After yesterday’s Federal Reserve decision to raise interest rates for the first time in almost a decade fueled a rally, U.S. stocks have fallen today as an energy-sector selloff shaved gains following the interest rate hike.
By Paolo Palazzi-Xirinachs
Thursday, December 17, 2015
This looks like it will snap a current three-day rally, as indices are being dragged down by energy and materials stocks.
There is also some growing concern about junk bond prices and overleveraged energy and mining sectors that may be applying some additional drag to the markets. Junk bond prices are a potential warning sign for stocks. As the number of defaults and downgrades rise to levels last seen in 2009, a deteriorating credit market could pose a threat to U.S. stocks.
Global stocks today surged on Fed Chair Janet Yellen's assurance that further tightening would be gradual and heavily dependent on inflation, which remained firmly below the central bank's 2% target. "The markets have reversed from a higher opening, but that was to be expected after yesterday's surge," said Peter Cardillo, chief market economist at First Standard Financial in New York to Reuters.
As of 1PM EST the three major indices are currently down.

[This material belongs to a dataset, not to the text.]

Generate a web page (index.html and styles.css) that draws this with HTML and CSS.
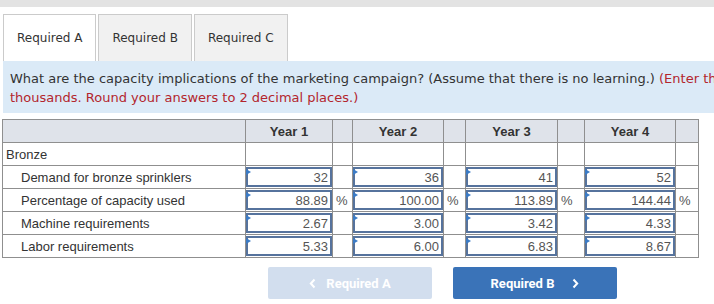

The Dow Jones industrial is down 115.28 points at 17,633.81, the S&P 500 down 16.71 points at 2,056.36 and the Nasdaq down 29.91 points at 5,041.23.
Investors will also now keep a closer eye on data to gauge the economy's capacity to withstand higher rates. Data showed jobless claims fell to 271,000 last week, below 275,000 estimated, while third-quarter current account deficit expanded to $124.1 billion, the largest shortfall since the fourth quarter of 2008.